━━━━━ Recorded data
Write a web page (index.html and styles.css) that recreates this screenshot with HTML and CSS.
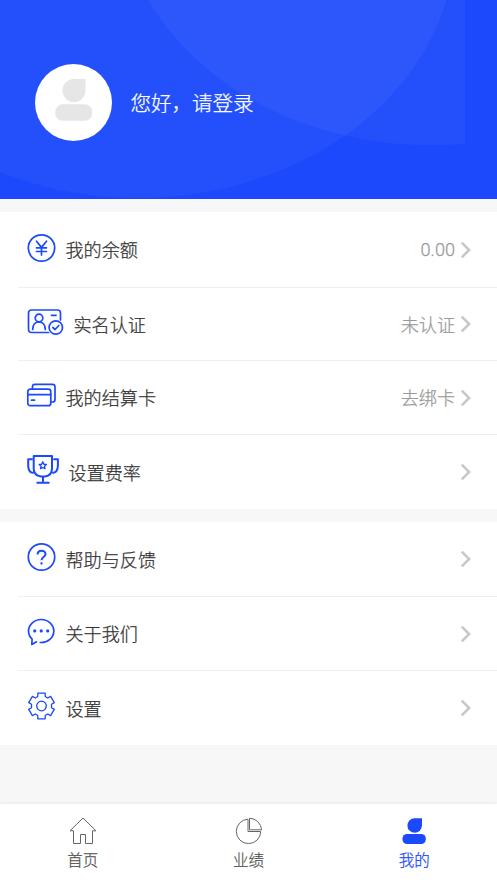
FILE: index.html
```html
<!DOCTYPE html>
<html lang="zh-CN">
<head>
<meta charset="utf-8">
<meta name="viewport" content="width=device-width">
<title>我的</title>
<link rel="stylesheet" href="styles.css">
</head>
<body>
<header class="profile">
  <svg class="backdrop" viewBox="0 0 497 199" aria-hidden="true">
    <ellipse cx="138" cy="-60" rx="317" ry="258"/>
    <path d="M465 0V144Q448 145 430 145A311 255 0 0 1 148 0Z"/>
  </svg>
  <div class="avatar">
    <svg width="38" height="42" viewBox="0 0 38 42"><path d="M19 0H30.5V11.5A11.5 11.5 0 1 1 19 0Z"/><rect x="0.3" y="25.3" width="37" height="16.5" rx="7.5"/></svg>
  </div>
  <span class="greeting">您好，请登录</span>
</header>

<main>
  <section class="group">
    <a class="row">
      <svg class="icon w28" viewBox="0 0 28 28"><circle cx="14" cy="14" r="13.2"/><path d="M9 7.2L14 13.4L19 7.2M14 13.4V21M9 13.8H19M9 17.5H19"/></svg>
      <span class="label">我的余额</span><span class="value num">0.00</span>
      <svg class="arrow" viewBox="0 0 10 18"><path d="M1.3 1.7L8.6 9L1.3 16.3"/></svg>
    </a>
    <a class="row">
      <svg class="icon w36" viewBox="0 0 36 28"><path d="M21 24.5H4A3 3 0 0 1 1 21.500V5A3 3 0 0 1 4 2H30A3 3 0 0 1 33 5V12M24 7.300H28.500"/><circle cx="11.500" cy="10" r="3.800"/><path d="M5.200 21.500C5.200 16.500 8 14 11.500 14S17.800 16.500 17.800 21.500"/><circle cx="28.300" cy="19.500" r="6.700"/><path d="M25.300 19.500L27.600 21.500L31.300 17.500"/></svg>
      <span class="label">实名认证</span><span class="value">未认证</span>
      <svg class="arrow" viewBox="0 0 10 18"><path d="M1.3 1.7L8.6 9L1.3 16.3"/></svg>
    </a>
    <a class="row">
      <svg class="icon w28" viewBox="0 0 28 28"><rect x=".3" y="7.200" width="23" height="16.500" rx="2.500"/><path d="M.5 12.600H23M4 18.200H7M5 7V4.500Q5 2.300 7.200 2.300H25Q27.500 2.300 27.500 4.800V17.500Q27.500 20 25 20H23.500"/></svg>
      <span class="label">我的结算卡</span><span class="value">去绑卡</span>
      <svg class="arrow" viewBox="0 0 10 18"><path d="M1.3 1.7L8.6 9L1.3 16.3"/></svg>
    </a>
    <a class="row">
      <svg class="icon w32 cup" viewBox="0 0 32 30"><path d="M6.700 1H25V13.500Q25 20.500 18 21.500H14Q6.700 20.500 6.700 13.500ZM16 21.500V27.500M9.500 27.800H22.500M5.500 4.300H1.200V10.500Q1.200 17.500 6.500 18M26.300 4.300H30.900V10.500Q30.900 17.500 25.300 18"/><path class="fine" d="M15.800 6.800L16.900 9.200L19.400 9.500L17.500 11.200L18 13.700L15.800 12.500L13.600 13.700L14.100 11.200L12.200 9.500L14.700 9.200Z"/></svg>
      <span class="label">设置费率</span>
      <svg class="arrow" viewBox="0 0 10 18"><path d="M1.3 1.7L8.6 9L1.3 16.3"/></svg>
    </a>
  </section>
  <section class="group">
    <a class="row">
      <svg class="icon w28" viewBox="0 0 28 28"><circle cx="14" cy="14" r="13.2"/><path class="bold" d="M10.100 11.400C10.100 6.500 18 6.500 18 11.200C18 14 14 14.200 14 17.300M14 19.300V21.500"/></svg>
      <span class="label">帮助与反馈</span>
      <svg class="arrow" viewBox="0 0 10 18"><path d="M1.3 1.7L8.6 9L1.3 16.3"/></svg>
    </a>
    <a class="row">
      <svg class="icon w28" viewBox="0 0 28 28"><path d="M12.800 24.500C20.500 24.800 26.300 19.500 26.300 13C26.300 6.500 20.500 1.500 13.700 1.500S1 6.500 1 13C1 16.500 2.600 19.200 4.600 21.200L4.300 26.500L9 23.800"/><path class="dots" d="M7.200 12.900H7.210M13.700 12.900H13.710M20.200 12.900H20.210"/></svg>
      <span class="label">关于我们</span>
      <svg class="arrow" viewBox="0 0 10 18"><path d="M1.3 1.7L8.6 9L1.3 16.3"/></svg>
    </a>
    <a class="row">
      <svg class="icon w28 gear" viewBox="0 0 28 28"><path d="M10.300 1.200H17.700V4.500L20.200 6L23.100 4.400L26.800 10.600L24 12.300V15.700L26.800 17.400L23.100 23.600L20.200 22L17.700 23.500V26.800H10.300V23.500L7.800 22L4.900 23.600L1.200 17.400L4 15.700V12.300L1.200 10.600L4.900 4.400L7.800 6L10.300 4.500Z"/><circle cx="14" cy="14" r="4.800"/></svg>
      <span class="label">设置</span>
      <svg class="arrow" viewBox="0 0 10 18"><path d="M1.3 1.7L8.6 9L1.3 16.3"/></svg>
    </a>
  </section>
</main>

<nav class="tabs">
  <a class="tab"><svg viewBox="0 0 28 28"><path d="M14 1L27 13.800H23.500V26.500H16.500V17.500H11.500V26.500H4.500V13.800H1Z"/></svg><span>首页</span></a>
  <a class="tab"><svg viewBox="0 0 28 28"><path d="M13 2.200A12.200 12.200 0 1 0 25.700 14.500H13ZM14.500 1.200V12.800H26.600A12.500 12.500 0 0 0 14.500 1.200Z"/></svg><span>业绩</span></a>
  <a class="tab active"><svg viewBox="0 0 28 28"><path d="M14.500 1.200H22V8.500A7.300 7.300 0 1 1 14.500 1.200Z"/><rect x="2.500" y="17" width="23.300" height="10" rx="4.600"/></svg><span>我的</span></a>
</nav>
</body>
</html>
```

FILE: styles.css
```css
* { box-sizing: border-box; }
body {
  margin: 0;
  height: 883px;
  display: flex;
  flex-direction: column;
  background: #f7f7f7;
  color: #333;
  font-family: "Noto Sans CJK SC", sans-serif;
  font-weight: 300;
  -webkit-text-stroke: .25px currentColor;
  overflow: hidden;
}
.profile {
  position: relative;
  height: 199px;
  display: flex;
  align-items: center;
  gap: 18.5px;
  padding: 5px 35px 0;
  background: #1b49fb;
}
.backdrop {
  position: absolute;
  inset: 0;
  width: 100%;
  height: 100%;
  fill: rgba(255, 255, 255, .045);
}
.avatar {
  position: relative;
  width: 77px;
  height: 77px;
  border-radius: 50%;
  background: #fff;
  display: flex;
  justify-content: center;
  padding-top: 15px;
}
.avatar svg { fill: #e6e6e6; }
.greeting {
  position: relative;
  color: #fff;
  font-size: 20.5px;
  line-height: 30px;
}
.group { margin-top: 13px; background: #fff; }
.row {
  height: 74px;
  margin-left: 18px;
  padding: 0 26px 0 9px;
  display: flex;
  align-items: center;
  border-bottom: 1px solid #efefef;
}
.row:first-child { height: 75px; }
.group:first-child .row:first-child { height: 76px; }
.group:first-child .row:nth-child(2) { height: 73px; }
.row:last-child { border-bottom: 0; }
.icon {
  flex: none;
  height: 28px;
  margin-top: -4px;
  overflow: visible;
  fill: none;
  stroke: #1b49fb;
  stroke-width: 1.7;
  stroke-linejoin: round;
  stroke-linecap: round;
}
.w28 { width: 29px; }
.w36 { width: 37px; }
.w32 { width: 32px; height: 30px; }
.cup { stroke-width: 2; stroke-linecap: butt; }
.icon .fine { stroke-width: 1.4; }
.icon .bold { stroke-width: 2; stroke-linecap: butt; }
.icon .dots { stroke-width: 3.2; }
.gear { stroke-width: 1.3; }
.label { margin-left: 9.5px; font-size: 18.1px; line-height: 28px; flex: 1; }
.value { color: #999; font-size: 18.1px; line-height: 28px; padding-bottom: 1px; margin-right: 5px; }
.label { padding-bottom: 1px; }
.num { font-family: Roboto, sans-serif; font-weight: 300; padding-bottom: 0; }
.arrow {
  width: 11px;
  height: 18px;
  fill: none;
  stroke: #c7c7cc;
  stroke-width: 2.6;
}
.tabs {
  margin-top: auto;
  height: 79px;
  display: flex;
  background: #fff;
  box-shadow: 0 -1px 3px rgba(0, 0, 0, .06);
}
.tab {
  flex: 1;
  display: flex;
  flex-direction: column;
  align-items: center;
  padding-top: 13px;
  color: #555;
  font-size: 15.5px;
  line-height: 24px;
}
.tab svg { width: 28px; height: 28px; fill: none; stroke: #666; stroke-width: 1; }
.tab span { margin-top: 2px; }
.tab.active { color: #1b49fb; }
.tab.active svg { fill: #1b49fb; stroke: none; }
```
━━━━━━━━━━
Do this - Pull out every line in the data above that has the word "index".

Solution to this task -
Write a web page (index.html and styles.css) that recreates this screenshot with HTML and CSS.
FILE: index.html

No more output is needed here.